By EVWorld.com Si Editorial Team
The Inflation Reduction Act (IRA), signed into law in 2022, represented the most ambitious climate policy in U.S. history, allocating hundreds of billions of dollars toward clean energy incentives. The landmark 2022 law aimed to lower pollution and fight the effects of global overheating by offering government support to companies investing in clean energy, including solar, wind, electric vehicles, battery storage, geothermal, and nuclear energy.
What made the IRA unique was its economic-first approach. Unlike past climate efforts, the IRA was designed not just around environmental goals but around economic opportunity. It brought together an unlikely coalition of traditional climate advocates and major industries, many of which had historically resisted change. The strategy successfully created powerful industry allies by making clean energy economically attractive rather than merely environmentally necessary.
The IRA's trajectory changed significantly in July 2025. On July 4, a bill signed by President Trump cut around $500 billion in clean energy incentives from the Inflation Reduction Act, dealing a heavy blow to the most ambitious climate policy in U.S. history. This legislation, known as the "One Big Beautiful Bill Act," significantly modifies certain energy tax provisions in the Inflation Reduction Act of 2022 and scales back numerous energy tax incentives enacted under the Inflation Reduction Act of 2022.
The move was widely criticized by both environmental advocates and business leaders, especially in states where wind, solar, and electric vehicle investment had been growing rapidly thanks to IRA tax credits.
Despite the substantial cuts, the clean energy transition hasn't been completely derailed. Many clean energy incentives still survived, including support for geothermal, nuclear, and clean manufacturing. This partial preservation reflects the political reality that some clean energy investments had become too economically embedded to eliminate entirely.
Policy experts argue that the blueprint created by the IRA still works, even in reduced form. The core insight remains valid: "The core obstacle to climate action has never been public attitudes, long-term economic concerns, or a failure of diplomacy," pointing to industrial opposition as the primary barrier. By creating economic incentives that aligned business interests with environmental goals, the IRA demonstrated that serious climate action is possible and popular.
The IRA's original design created measurable economic momentum. This investment and the U.S. Department of the Treasury's implementation of the law has unleashed an investment and manufacturing boom in the United States unlike anything seen in decades—especially in disadvantaged communities. The policy proved successful at transforming potential opponents into supporters by making clean energy profitable.

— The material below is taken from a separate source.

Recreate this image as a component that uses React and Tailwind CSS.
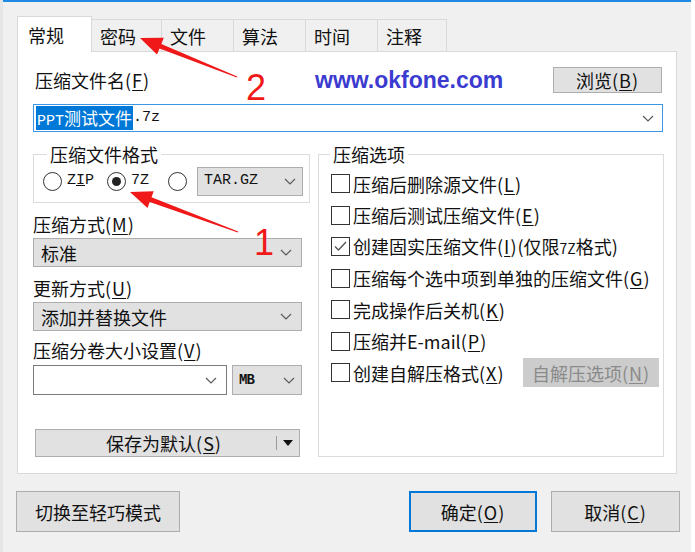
import { memo } from 'react'

const cjk = "[font-family:'Noto_Sans_CJK_SC',sans-serif]"

function Chevron({ className = '' }) {
  return (
    <svg width="12" height="7" viewBox="0 0 12 7" className={className}>
      <polyline points="1,1 6,6 11,1" fill="none" stroke="#5a5a5a" strokeWidth="1.2" />
    </svg>
  )
}

function Mono({ children, className = 'text-[15px]' }) {
  return <span className={`[font-family:'Liberation_Mono',monospace] leading-[10px] ${className}`}>{children}</span>
}

function Key({ k }) {
  return (
    <span className="tracking-[1px]">
      (<span className="underline underline-offset-2">{k}</span>)
    </span>
  )
}

function Select({ children, className = '', white = false }) {
  return (
    <div
      className={`flex items-center justify-between border px-[7px] ${
        white ? 'bg-white border-[#7a7a7a]' : 'bg-[#e1e1e1] border-[#adadad]'
      } ${className}`}
    >
      <span className="text-[18px] leading-5 text-[#111]">{children}</span>
      <Chevron className="mr-[2px]" />
    </div>
  )
}

function Radio({ checked }) {
  return (
    <span className="flex h-[19px] w-[19px] items-center justify-center rounded-full border border-[#333] bg-white">
      {checked && <span className="h-[9px] w-[9px] rounded-full bg-[#222]" />}
    </span>
  )
}

function Check({ checked, label }) {
  return (
    <div className="flex h-[31.5px] items-center gap-[3px]">
      <span className="flex h-[19px] w-[19px] shrink-0 items-center justify-center border border-[#333] bg-white">
        {checked && (
          <svg width="13" height="11" viewBox="0 0 13 11">
            <polyline points="1,5.5 4.5,9 12,1" fill="none" stroke="#555" strokeWidth="1.3" />
          </svg>
        )}
      </span>
      <span className="whitespace-nowrap text-[18px] leading-5">{label}</span>
    </div>
  )
}

function Btn({ children, className = '', primary = false }) {
  return (
    <button
      className={`flex items-center justify-center bg-[#e1e1e1] text-[18px] leading-5 text-[#111] ${
        primary ? 'border-2 border-[#0078d7]' : 'border border-[#adadad]'
      } ${className}`}
    >
      {children}
    </button>
  )
}

const tabs = [
  ['常规', 'w-[75px]'],
  ['密码', 'w-[70px]'],
  ['文件', 'w-[72px]'],
  ['算法', 'w-[72px]'],
  ['时间', 'w-[72px]'],
  ['注释', 'w-[69px]'],
]

const Arrows = memo(function Arrows() {
  return (
    <svg className="pointer-events-none absolute left-0 top-0" width="695" height="552">
      <polygon
        fill="#f01818"
        points="140,38 163.8,37.8 161.3,43.9 237.2,76.5 236.8,77.5 159.5,48.5 157,54.6"
      />
      <polygon
        fill="#f01818"
        points="130,192 153.7,191.2 151.5,197.2 238.2,231.5 237.8,232.5 149.7,201.9 147.5,208"
      />
    </svg>
  )
})

export default function App() {
  return (
    <div className={`relative flex h-[552px] w-[695px] overflow-hidden bg-white text-[#111] ${cjk}`}>
      {/* background app edge */}
      <div className="w-[3px] bg-[#e6e6e6]" />

      {/* Dialog */}
      <div className="flex w-[688px] flex-col border-t-2 border-[#1e88e5] bg-[#f0f0f0]">
        {/* Tabs */}
        <div className="ml-[14px] mt-[14px] flex h-[35px] items-end">
          {tabs.map(([t, w], i) =>
            i === 0 ? (
              <div
                key={t}
                className={`${w} relative z-10 -mb-px flex h-[36px] items-center border border-b-0 border-[#d9d9d9] bg-white pl-[10px] text-[18px] leading-5`}
              >
                {t}
              </div>
            ) : (
              <div
                key={t}
                className={`${w} flex h-[32px] items-center border border-b-0 border-l-0 border-[#d9d9d9] bg-[#f0f0f0] pl-[8px] text-[18px] leading-5`}
              >
                {t}
              </div>
            )
          )}
        </div>

        {/* Panel */}
        <div className="mx-[14px] h-[423px] w-[660px] border border-[#d9d9d9] bg-white">
          <div className="mt-[15px] flex h-[26px] items-center pr-[14px]">
            <span className="w-[297px] pl-[17px] text-[18px] leading-5">
              压缩文件名<Key k="F" />
            </span>
            <span className="[font-family:'Liberation_Sans',sans-serif] text-[23px] font-bold leading-none text-[#3b3bd0]">
              www.okfone.com
            </span>
            <Btn className="ml-auto h-[26px] w-[109px]">
              浏览<Key k="B" />
            </Btn>
          </div>

          {/* File name combobox */}
          <div className="ml-[15px] mt-[11px] flex h-[28px] w-[630px] items-center justify-between border border-[#3d95e6] bg-white pl-[2px] pr-[8px]">
            <span className="flex items-center text-[17px] leading-5">
              <span className="bg-[#0078d7] px-[1px] leading-6 text-white">
                <Mono>PPT</Mono>测试文件
              </span>
              <Mono>.7z</Mono>
            </span>
            <Chevron />
          </div>

          <div className="ml-[15px] mt-[13px] flex gap-[8px]">
            {/* Left column */}
            <div className="flex w-[277px] flex-col">
              <fieldset className="h-[58px] border border-[#dcdcdc] pl-[9px]">
                <legend className="ml-[4px] px-[3px] text-[18px] leading-[18px]">压缩文件格式</legend>
                <div className="mt-[4px] flex h-[29px] items-center">
                  <Radio />
                  <span className="ml-[5px] w-[40px] [font-family:'Liberation_Mono',monospace] text-[15px]">
                    Z<span className="underline">I</span>P
                  </span>
                  <Radio checked />
                  <span className="ml-[5px] w-[37px] [font-family:'Liberation_Mono',monospace] text-[15px]">7Z</span>
                  <Radio />
                  <div className="ml-[10px] flex h-[29px] w-[106px] items-center justify-between border border-[#adadad] bg-[#e1e1e1] px-[6px]">
                    <span className="[font-family:'Liberation_Mono',monospace] text-[15px]">TAR.GZ</span>
                    <Chevron />
                  </div>
                </div>
              </fieldset>

              <div className="mt-[11px] h-5 text-[18px] leading-5">
                压缩方式<Key k="M" />
              </div>
              <Select className="mt-[4px] h-[29px] w-[269px]">标准</Select>

              <div className="mt-[11px] h-5 text-[18px] leading-5">
                更新方式<Key k="U" />
              </div>
              <Select className="mt-[4px] h-[29px] w-[269px]">添加并替换文件</Select>

              <div className="mt-[9px] h-5 text-[18px] leading-5">
                压缩分卷大小设置<Key k="V" />
              </div>
              <div className="mt-[5px] flex gap-[5px]">
                <Select white className="h-[30px] w-[194px]" />
                <div className="flex h-[30px] w-[70px] items-center justify-between border border-[#adadad] bg-[#e1e1e1] px-[6px]">
                  <span className="[font-family:'Liberation_Mono',monospace] text-[14px] font-bold tracking-[-1px]">MB</span>
                  <Chevron />
                </div>
              </div>

              <Btn className="ml-[2px] mt-[34px] h-[28px] w-[265px]">
                <span className="ml-auto pl-[16px]">
                  保存为默认<Key k="S" />
                </span>
                <span className="ml-auto mr-[6px] flex items-center gap-[6px]">
                  <span className="h-[14px] w-px bg-[#9a9a9a]" />
                  <svg width="10" height="6" viewBox="0 0 10 6">
                    <polygon points="0,0 10,0 5,6" fill="#111" />
                  </svg>
                </span>
              </Btn>
            </div>

            {/* Right column */}
            <fieldset className="h-[312px] w-[346px] border border-[#dcdcdc] pl-[12px] pr-[4px]">
              <legend className="ml-[-1px] px-[3px] text-[18px] leading-[18px]">压缩选项</legend>
              <div className="mt-[5px] flex flex-col">
                <Check label={<>压缩后删除源文件<Key k="L" /></>} />
                <Check label={<>压缩后测试压缩文件<Key k="E" /></>} />
                <Check
                  checked
                  label={
                    <>
                      创建固实压缩文件<Key k="I" />(仅限<span className="text-[14px]">7Z</span>格式)
                    </>
                  }
                />
                <Check label={<>压缩每个选中项到单独的压缩文件<Key k="G" /></>} />
                <Check label={<>完成操作后关机<Key k="K" /></>} />
                <Check label={<>压缩并E-mail<Key k="P" /></>} />
                <div className="flex items-center">
                  <Check label={<>创建自解压格式<Key k="X" /></>} />
                  <div className="ml-auto flex h-[29px] w-[136px] items-center justify-center border border-[#cccccc] bg-[#cccccc] text-[18px] leading-5 text-[#8a8a8a]">
                    自解压选项<Key k="N" />
                  </div>
                </div>
              </div>
            </fieldset>
          </div>
        </div>

        {/* Footer */}
        <div className="ml-[13px] mr-[11px] mt-[17px] flex gap-[14px]">
          <Btn className="h-[41px] w-[164px]">切换至轻巧模式</Btn>
          <Btn primary className="ml-auto h-[41px] w-[128px]">
            确定<Key k="O" />
          </Btn>
          <Btn className="h-[41px] w-[129px]">
            取消<Key k="C" />
          </Btn>
        </div>
      </div>

      <div className="flex-1 bg-white" />

      {/* Annotations */}
      <Arrows />
      <span className="absolute left-[246px] top-[70px] [font-family:'Liberation_Sans',sans-serif] text-[36px] leading-none text-[#f01818]">
        2
      </span>
      <span className="absolute left-[254px] top-[225px] [font-family:'Liberation_Sans',sans-serif] text-[36px] leading-none text-[#f01818]">
        1
      </span>
    </div>
  )
}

These "decarbonizable" industries saw the writing on the wall. Rather than fight new climate policies, they accepted government incentives to switch to cleaner technologies. This occurred both to future-proof their businesses and compete globally, particularly with countries like China that had already made massive renewable energy investments.
Despite the setbacks, experts believe the fundamental strategy remains sound. To protect future progress, experts say policymakers must speed up permitting and funding timelines so communities see benefits faster. The challenge now is ensuring that remaining clean energy incentives deliver visible results quickly enough to maintain political support.
The IRA's mixed fate illustrates both the potential and fragility of climate policy in the United States. While approximately $500 billion in incentives were cut, the surviving programs and the economic relationships already established suggest that the challenge now is making that progress stick rather than starting from scratch.